Rhapsody
I saw Marc Canter or someone discussing various online music distribution models and dissing Rhapsody the other day. It reminded me, someone should say something positive about Rhapsody now and again. I guess I'm that someone today.
I've dabbled with iTunes, I looked at BuyMusic it's pretty much the same, I've looked for the odd novelty on P2P and mostly I've gone through spurts where I'll work on ripping high-quality mp3s from the hundreds of CDs I've accumulated over the years. Nowadays I'm mostly just listening to Rhapsody.
For me, the pros and cons of each go something like...
iTunes/BuyMusic/et al - Great, I can buy music online and receive it instantaneously. Super, I can do so for a bit less than it costs to buy an equivalent CD. Okay.
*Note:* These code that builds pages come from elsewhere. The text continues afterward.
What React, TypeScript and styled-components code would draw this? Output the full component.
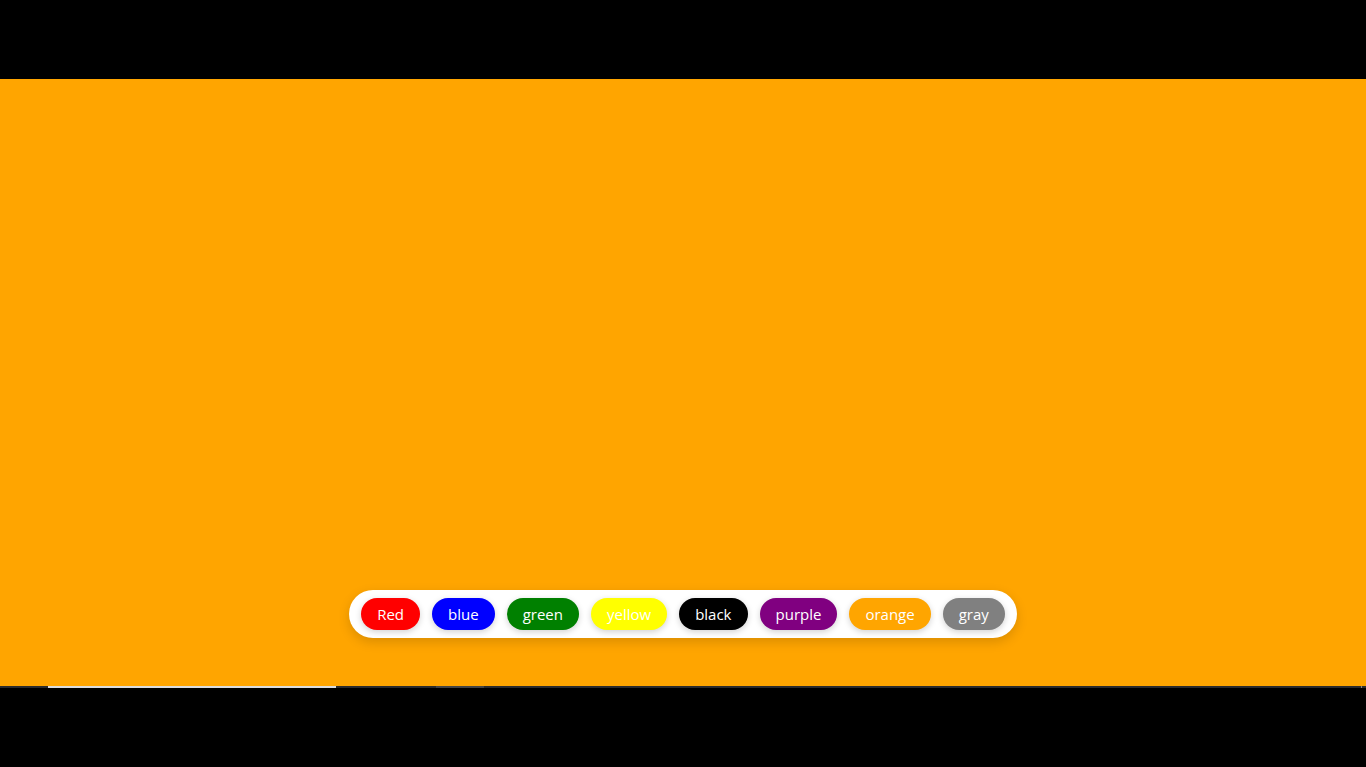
import styled, { createGlobalStyle } from "styled-components"

const GlobalStyle = createGlobalStyle`
    html, body {
        margin: 0;
        padding: 0;
        background: #000;
        font-family: "Segoe UI", "Open Sans", "Noto Sans", sans-serif;
    }
`

const Screen = styled.div`
    height: 767px;
    display: flex;
    flex-direction: column;
    padding-top: 79px;
    box-sizing: border-box;
`

const Stage = styled.main<{ $bg: string }>`
    height: 607px;
    background-color: ${(p) => p.$bg};
    display: flex;
    align-items: flex-end;
    justify-content: center;
    padding-bottom: 48px;
    box-sizing: border-box;
`

const Palette = styled.div`
    display: flex;
    gap: 12px;
    padding: 8px 12px;
    background: #fff;
    border-radius: 24px;
    box-shadow: 0 4px 12px rgba(0, 0, 0, 0.15);
`

const Swatch = styled.button<{ $color: string }>`
    height: 32px;
    padding: 0 16px;
    border: none;
    border-radius: 16px;
    background-color: ${(p) => p.$color};
    color: #fff;
    font-family: inherit;
    font-size: 15px;
    box-shadow: 0 2px 6px rgba(0, 0, 0, 0.18);
    cursor: pointer;
`

const Track = styled.div`
    position: relative;
    height: 2px;
    background: #2b2b2b;
`

const Played = styled.div`
    position: absolute;
    left: 48px;
    top: 0;
    width: 288px;
    height: 2px;
    background: #dcdcdc;
`

const Buffered = styled.div`
    position: absolute;
    left: 436px;
    top: 0;
    width: 48px;
    height: 2px;
    background: #444;
`

const Tick = styled.div`
    position: absolute;
    right: 4px;
    top: 0;
    width: 1px;
    height: 2px;
    background: #888;
`

const colors = [
    { label: "Red", value: "red" },
    { label: "blue", value: "blue" },
    { label: "green", value: "green" },
    { label: "yellow", value: "yellow" },
    { label: "black", value: "black" },
    { label: "purple", value: "purple" },
    { label: "orange", value: "orange" },
    { label: "gray", value: "gray" },
]

export default function App() {
    return (
        <>
            <GlobalStyle />
            <Screen>
                <Stage $bg="orange">
                    <Palette>
                        {colors.map((c) => (
                            <Swatch key={c.value} $color={c.value}>
                                {c.label}
                            </Swatch>
                        ))}
                    </Palette>
                </Stage>
                <Track>
                    <Played />
                    <Buffered />
                    <Tick />
                </Track>
            </Screen>
        </>
    )
}
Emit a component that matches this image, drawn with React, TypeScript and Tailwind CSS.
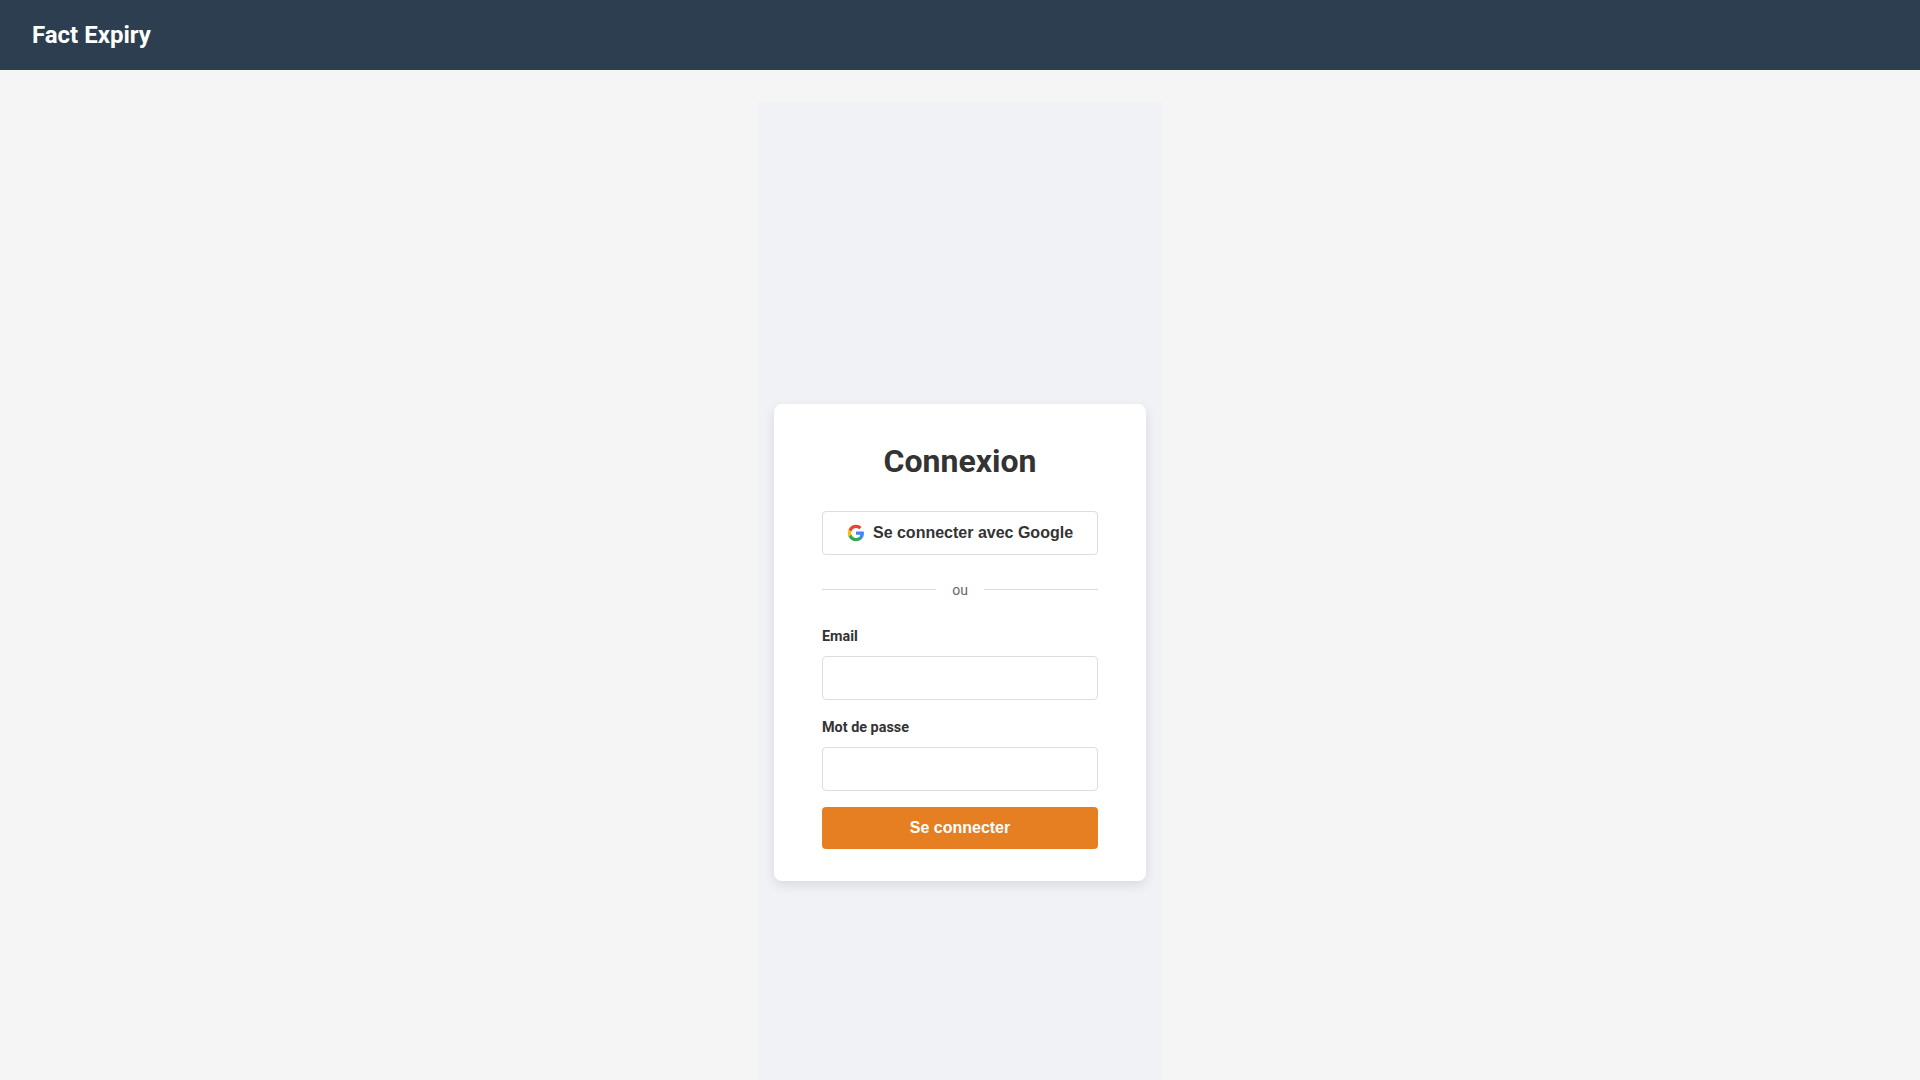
import React from 'react';

function GoogleIcon() {
    return (
        <svg width="18" height="18" viewBox="0 0 24 24" className="shrink-0">
            <path fill="#4285F4" d="M22.56 12.25c0-.78-.07-1.53-.2-2.25H12v4.26h5.92c-.26 1.37-1.04 2.53-2.21 3.31v2.77h3.57c2.08-1.92 3.28-4.74 3.28-8.09z" />
            <path fill="#34A853" d="M12 23c2.97 0 5.46-.98 7.28-2.66l-3.57-2.77c-.98.66-2.23 1.06-3.71 1.06-2.86 0-5.29-1.93-6.16-4.53H2.18v2.84C3.99 20.53 7.7 23 12 23z" />
            <path fill="#FBBC05" d="M5.84 14.09c-.22-.66-.35-1.36-.35-2.09s.13-1.43.35-2.09V7.07H2.18C1.43 8.55 1 10.22 1 12s.43 3.45 1.18 4.93l2.85-2.22.81-.62z" />
            <path fill="#EA4335" d="M12 5.38c1.62 0 3.06.56 4.21 1.64l3.15-3.15C17.45 2.09 14.97 1 12 1 7.7 1 3.99 3.47 2.18 7.07l3.66 2.84c.87-2.6 3.3-4.53 6.16-4.53z" />
        </svg>
    );
}

export default function App() {
    return (
        <div className="h-screen overflow-hidden bg-[#f5f5f5] font-['Roboto',sans-serif] text-[#333] leading-[1.6]">
            <header className="h-[70px] bg-[#2c3e50] px-8 flex items-center">
                <span className="text-2xl font-bold text-white">Fact Expiry</span>
            </header>

            <main className="pt-8 flex justify-center">
                <div className="w-[404px] h-[1081px] bg-[#f0f2f5] flex items-center justify-center">
                    <div className="w-[372px] bg-white rounded-lg shadow-[0_4px_12px_rgba(0,0,0,0.1)] px-12 py-8">
                        <h1 className="text-[32px] leading-[1.6] font-bold text-center mb-[23.6px]">Connexion</h1>

                        <button className="w-full h-11 bg-white border border-[#ddd] rounded flex items-center justify-center gap-2 font-['Liberation_Sans',sans-serif] text-base font-bold text-[#333]">
                            <GoogleIcon />
                            Se connecter avec Google
                        </button>

                        <div className="flex items-center gap-4 mt-6 mb-[24.4px] text-sm leading-[1.6] text-[#666]">
                            <div className="flex-1 h-px mb-[1px] bg-[#ddd]" />
                            <span>ou</span>
                            <div className="flex-1 h-px mb-[1px] bg-[#ddd]" />
                        </div>

                        <label className="block text-[14.4px] leading-[22.4px] font-bold mb-2">Email</label>
                        <input type="email" className="block w-full h-11 border border-[#ddd] rounded bg-white mb-[16.8px]" />

                        <label className="block text-[14.4px] leading-[21.6px] font-bold mb-2">Mot de passe</label>
                        <input type="password" className="block w-full h-11 border border-[#ddd] rounded bg-white mb-4" />

                        <button className="w-full h-[42px] bg-[#e67e22] rounded font-['Liberation_Sans',sans-serif] text-base font-bold text-white">
                            Se connecter
                        </button>
                    </div>
                </div>
            </main>
        </div>
    );
}
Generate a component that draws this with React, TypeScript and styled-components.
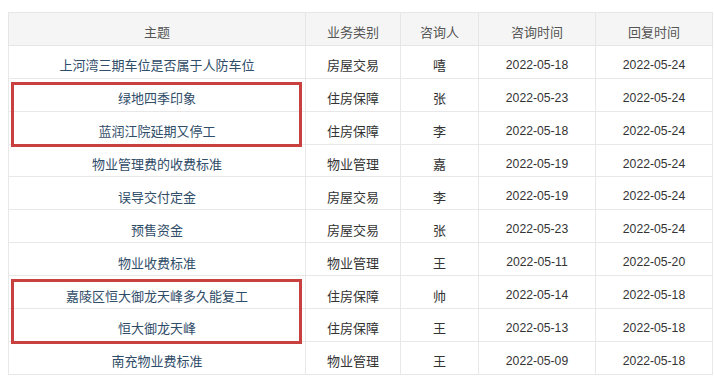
import styled, { createGlobalStyle } from "styled-components"

const GlobalStyle = createGlobalStyle`
  body {
    margin: 0;
    background: #fff;
    font-family: "Liberation Sans", "Noto Sans CJK SC", sans-serif;
  }
`

const Page = styled.div`
  padding: 12px 0 0 8px;
`

const TableWrap = styled.div`
  position: relative;
  width: 699px;
`

const Table = styled.table`
  width: 699px;
  border-collapse: collapse;
  table-layout: fixed;
  font-size: 13px;
`

const Row = styled.tr`
  height: 32.9px;
`

const HeadCell = styled.th<{ w: number }>`
  width: ${({ w }) => w}px;
  padding: 6px 0 0;
  background: #f5f5f5;
  border: 1px solid #e6e6e6;
  color: #555;
  font-weight: normal;
  text-align: center;
`

const Cell = styled.td<{ topic?: boolean; small?: boolean }>`
  padding: 6px 0 0;
  border: 1px solid #e8e8e8;
  text-align: center;
  color: ${({ topic }) => (topic ? "#2f4c68" : "#333")};
  font-size: ${({ small }) => (small ? "12.2px" : "13px")};
`

const Highlight = styled.div`
  position: absolute;
  left: 3px;
  width: 291px;
  border: 3px solid #c9413f;
  box-sizing: border-box;
  pointer-events: none;
`

const columns = [
  { title: "主题", w: 296 },
  { title: "业务类别", w: 94 },
  { title: "咨询人", w: 77 },
  { title: "咨询时间", w: 116 },
  { title: "回复时间", w: 116 },
]

const rows = [
  ["上河湾三期车位是否属于人防车位", "房屋交易", "嘻", "2022-05-18", "2022-05-24"],
  ["绿地四季印象", "住房保障", "张", "2022-05-23", "2022-05-24"],
  ["蓝润江院延期又停工", "住房保障", "李", "2022-05-18", "2022-05-24"],
  ["物业管理费的收费标准", "物业管理", "嘉", "2022-05-19", "2022-05-24"],
  ["误导交付定金", "房屋交易", "李", "2022-05-19", "2022-05-24"],
  ["预售资金", "房屋交易", "张", "2022-05-23", "2022-05-24"],
  ["物业收费标准", "物业管理", "王", "2022-05-11", "2022-05-20"],
  ["嘉陵区恒大御龙天峰多久能复工", "住房保障", "帅", "2022-05-14", "2022-05-18"],
  ["恒大御龙天峰", "住房保障", "王", "2022-05-13", "2022-05-18"],
  ["南充物业费标准", "物业管理", "王", "2022-05-09", "2022-05-18"],
]

// rows wrapped by a red frame: [first row, count]
const marks = [
  [1, 2],
  [7, 2],
]

const ROW_H = 32.9

export default function App() {
  return (
    <Page>
      <GlobalStyle />
      <TableWrap>
        <Table>
          <thead>
            <Row>
              {columns.map((c) => (
                <HeadCell key={c.title} w={c.w}>{c.title}</HeadCell>
              ))}
            </Row>
          </thead>
          <tbody>
            {rows.map((r, i) => (
              <Row key={i}>
                {r.map((v, j) => (
                  <Cell key={j} topic={j === 0} small={j > 2}>{v}</Cell>
                ))}
              </Row>
            ))}
          </tbody>
        </Table>
        {marks.map(([start, count]) => (
          <Highlight
            key={start}
            style={{ top: ROW_H * (start + 1) + 4, height: ROW_H * count - 1 }}
          />
        ))}
      </TableWrap>
    </Page>
  )
}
This is a great way to buy music that you want to own and have something approximating recurring rights with. The convenience and price differences are completely moot, however, once you tell me I can only do certain things with the copy of the music I own. If I can only play it on certain computers or devices (or a limited number thereof), pretty much all the value leaves the equation for me. I'd rather just buy the CD and legally do all the things I want with it into perpetuity. So while online music distibution has racheted up a level due to Apple and Buy.com's entrance, until it gets a lot cheaper or more enabling, I'm still in favor of buying the CD--<b>for music I want to own</b>.
P2P - Go ahead and subpoena me, but I've bought more music in the past decade than anyone wearing a little brown shirt and punching the clock over at the RIAA. Maybe I just wanted to hear 95 South one more time, maybe I wanted to let the dogs out for a few minutes, maybe I just couldn't get It's Hot in Herrrrrrrrrrrre out of my head. It's an impulse thing and maybe with more options coming online I would drop a buck to hear Gerardo or Taco just one more time.
On balance though, at least to me, it's a pain in the ass to actually acquire music over P2P file sharing. Sure, teens and college kids the world over might have more time than money and not be so concerned about sound quality or uniformly tagged tracks (to say nothing of all issues legal and moral). Me, I care about these things, so I really don't look at P2P networks as a way to get the kind of music I want, unless it's an impulse urge to listen to something I would never in good conscience buy.
Rhapsody - It's the only streaming service I've tried, but I flat out love it. Why? Because it lets me find and listen to music I probably wouldn't buy, but that I'd like to listen to--maybe for a week, maybe just for the afternoon. I don't obtain rights to the songs unless I purchase them (and in practice I never buy/burn any of the songs in my library), but there's a hell of a lot of music out there I don't really need those kinds of rights for--just listening to it at the computer works well enough for me.
Caveats: I'm in front of a PC with a solid broadband connection most of my waking hours. As such, the streaming aspect works fine for me, not being able to take it in a car or on a device, isn't what I'm trying to solve here. I am, however, able to listen to thousands and thousands of tracks when at the PC. I've seen others talking about skips and whatnot--it really hardly ever skips for me, maybe once or twice in a whole day of listening.
It's 10 bucks a month. I can find and listen to Ned's Atomic Dustbin. I probably wasn't going to buy another copy of this, I don't know what became of the original. I've never gotten around to ripping the Chess Muddy Waters box set. I heard Longwave is worth checking out from a friend and I did. My copy of the Melvins' Stoner Witch is so banged up, it's never going to rip well unless I give EAC five days to do it. I hate to admit it but I like The Jumpoff by Lil' Kim; but I want to hear the Lost Boyz track it samples/borrows from heavily instead (Jeeps, Lex Coups, Bimaz & Benz [sic^2]).
These are all types of musical urges for which my demand is pretty elastic. I don't expressly need to satisfy any of them, but for 10 bucks a month, I can and that seems like a reasonable price point on my end. So, sure it's not getting any song in the world for a dime in realtime and being able to do whatever you want with it. But it is a compelling experience for the money in my book--in short I believe I'm sold.
As I mentioned, I never actually burn (aka buy) any of my Rhapsody songs. What do I want with a CD anyway? I don't drive, I don't even really use CDs except as a storage medium to keep around until I either rip or need to re-rip. I listen to music almost exclusively on my PC (wired into my stereo at home). For me, Rhapsody is nearly perfect. So I guess it's possible to bemoan the fact that you can't own the songs. Me? I was never going to spend the money on another copy of The Wedding Present's Bizzaro anyway, I'd just like to listen to it a few more times.